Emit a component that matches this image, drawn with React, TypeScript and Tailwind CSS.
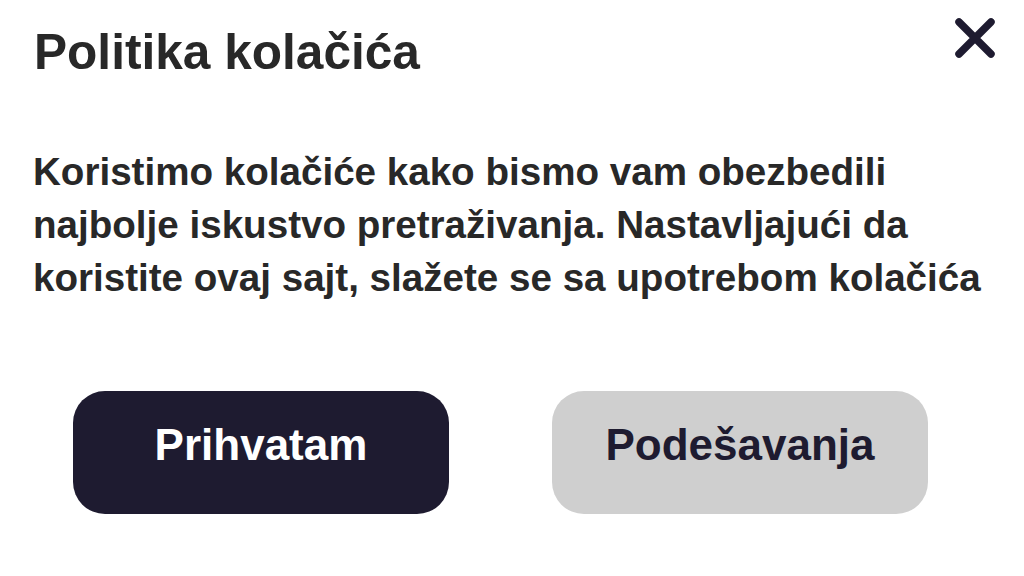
export default function App() {
  return (
    <div className="w-[1024px] h-[576px] bg-white overflow-hidden font-['Liberation_Sans',Arial,sans-serif]">
      <div className="flex items-start justify-between pl-[34px] pr-[27px] pt-[22px]">
        <h1 className="text-[49.6px] leading-[60px] font-bold text-[#282828]">Politika kolačića</h1>
        <button className="mt-[-6px] w-[44px] h-[44px] flex items-center justify-center" aria-label="Zatvori">
          <svg width="44" height="44" viewBox="0 0 44 44" fill="none">
            <path d="M6 6L38 38M38 6L6 38" stroke="#1e1b30" strokeWidth="7.5" strokeLinecap="round" />
          </svg>
        </button>
      </div>

      <p className="mt-[63px] pl-[33px] pr-[10px] text-[38.6px] leading-[53px] font-bold text-[#282828]">
        Koristimo kolačiće kako bismo vam obezbedili
        <br />
        najbolje iskustvo pretraživanja. Nastavljajući da
        <br />
        koristite ovaj sajt, slažete se sa upotrebom kolačića
      </p>

      <div className="mt-[87px] flex gap-[103px] pl-[73px]">
        <button className="w-[376px] h-[123px] pb-[16px] rounded-[32px] bg-[#1e1b30] text-white text-[44px] font-bold">
          Prihvatam
        </button>
        <button className="w-[376px] h-[123px] pb-[16px] rounded-[32px] bg-[#cfcfcf] text-[#1e1b30] text-[44px] font-bold">
          Podešavanja
        </button>
      </div>
    </div>
  );
}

- [Problem to work on]: Restate the entire listing word for word, excluding pictures.

- [Answer in full]:
Emit a component that matches this image, drawn with React, TypeScript and Tailwind CSS.
export default function App() {
  return (
    <div className="w-[1024px] h-[576px] bg-white overflow-hidden font-['Liberation_Sans',Arial,sans-serif]">
      <div className="flex items-start justify-between pl-[34px] pr-[27px] pt-[22px]">
        <h1 className="text-[49.6px] leading-[60px] font-bold text-[#282828]">Politika kolačića</h1>
        <button className="mt-[-6px] w-[44px] h-[44px] flex items-center justify-center" aria-label="Zatvori">
          <svg width="44" height="44" viewBox="0 0 44 44" fill="none">
            <path d="M6 6L38 38M38 6L6 38" stroke="#1e1b30" strokeWidth="7.5" strokeLinecap="round" />
          </svg>
        </button>
      </div>

      <p className="mt-[63px] pl-[33px] pr-[10px] text-[38.6px] leading-[53px] font-bold text-[#282828]">
        Koristimo kolačiće kako bismo vam obezbedili
        <br />
        najbolje iskustvo pretraživanja. Nastavljajući da
        <br />
        koristite ovaj sajt, slažete se sa upotrebom kolačića
      </p>

      <div className="mt-[87px] flex gap-[103px] pl-[73px]">
        <button className="w-[376px] h-[123px] pb-[16px] rounded-[32px] bg-[#1e1b30] text-white text-[44px] font-bold">
          Prihvatam
        </button>
        <button className="w-[376px] h-[123px] pb-[16px] rounded-[32px] bg-[#cfcfcf] text-[#1e1b30] text-[44px] font-bold">
          Podešavanja
        </button>
      </div>
    </div>
  );
}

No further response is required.